I should probably shut up now, but there is one more part of the puzzle that needs to be described: everybody’s output is not worth the cost of independent living. In the olden days people lived in rooming houses if that’s all they could afford. As their value to society increased, they were paid more and lived accordingly. Just because someone wants or needs to leave the family and live elsewhere doesn’t mean that society should be required to subsidize that separate existence. Society everywhere has decayed in direct proportion to the acceptability welfare spending by the state. Children are encouraged to have self-esteem unconnected to personal responsibility for achievement. It’s backwards and disconnects the producers from the consumers. They should not be two groups separated by the state that takes from one and gives to the other. In the olden days they were all parts of the family unit with each member having a place and responsibilities that evolved through a lifetime. That has been destroyed by the state that allows young men to sire without fathering and children raising children at the state’s expense. It works badly. It’s an ill wind that blows good for no one, allowing people to live but only rarely escape and prosper. It needs to change and evolve back to the old model.

End of rant.
 
Pushing eighteen year olds into college and expecting them to know what they want to do in life, all the while committing them to a pile of undischargeable debt is the problem.

I'm an RN. The best RNs i know hold only an associate's degree, back when that was the thing. Now they require a BSN - two more years of fluff like " critical nursing theory" and BS classes that have zero practical application in our occupations. Just a way to funnel more money into the for - profit colleges that are popping up everywhere.
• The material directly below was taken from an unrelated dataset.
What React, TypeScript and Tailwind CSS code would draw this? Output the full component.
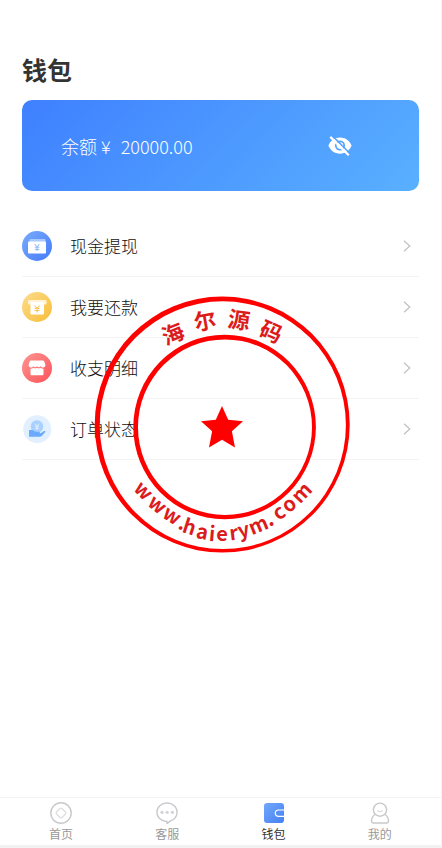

In all my classes at school, there was 1-2 older nurses with twenty years experience. These were seasoned, practicing nurses but state requirements forced them to pay for the privilege of learning about "transcultural nursing models" and other stuff that only exists to justify the salary of those creating it. Absolutely ridiculous.
 
I should probably shut up now, but there is one more part of the puzzle that needs to be described: everybody’s output is not worth the cost of independent living. In the olden days people lived in rooming houses if that’s all they could afford. As their value to society increased, they were paid more and lived accordingly. Just because someone wants or needs to leave the family and live elsewhere doesn’t mean that society should be required to subsidize that separate existence. Society everywhere has decayed in direct proportion to the acceptability welfare spending by the state. Children are encouraged to have self-esteem unconnected to personal responsibility for achievement. It’s backwards and disconnects the producers from the consumers. They should not be two groups separated by the state that takes from one and gives to the other. In the olden days they were all parts of the family unit with each member having a place and responsibilities that evolved through a lifetime. That has been destroyed by the state that allows young men to sire without fathering and children raising children at the state’s expense. It works badly. It’s an ill wind that blows good for no one, allowing people to live but only rarely escape and prosper. It needs to change and evolve back to the old model.

End of rant.
I'm curious what time period of "the olden days" you think we should try to emulate as a society.
 
Edit: gonna stay on track.
I'm thinkin you should define what you mean by "unable to provide for themselves or their families" cause there are a hell of a bunch of people in this country getting hand outs from all of us (think your taxes) that shouldn't get one dime!
 
I'm thinkin you should define what you mean by "unable to provide for themselves or their families" cause there are a hell of a bunch of people in this country getting hand outs from all of us (think your taxes) that shouldn't get one dime!

I agree, the handouts given to the wealthy are disgusting.
 
Clemson actually increased admissions this fall. (I just realized this was unverified. They'd planned on increasing admissions going into the final week before the fall semester started. I'm not sure I saw final numbers once the semester began.)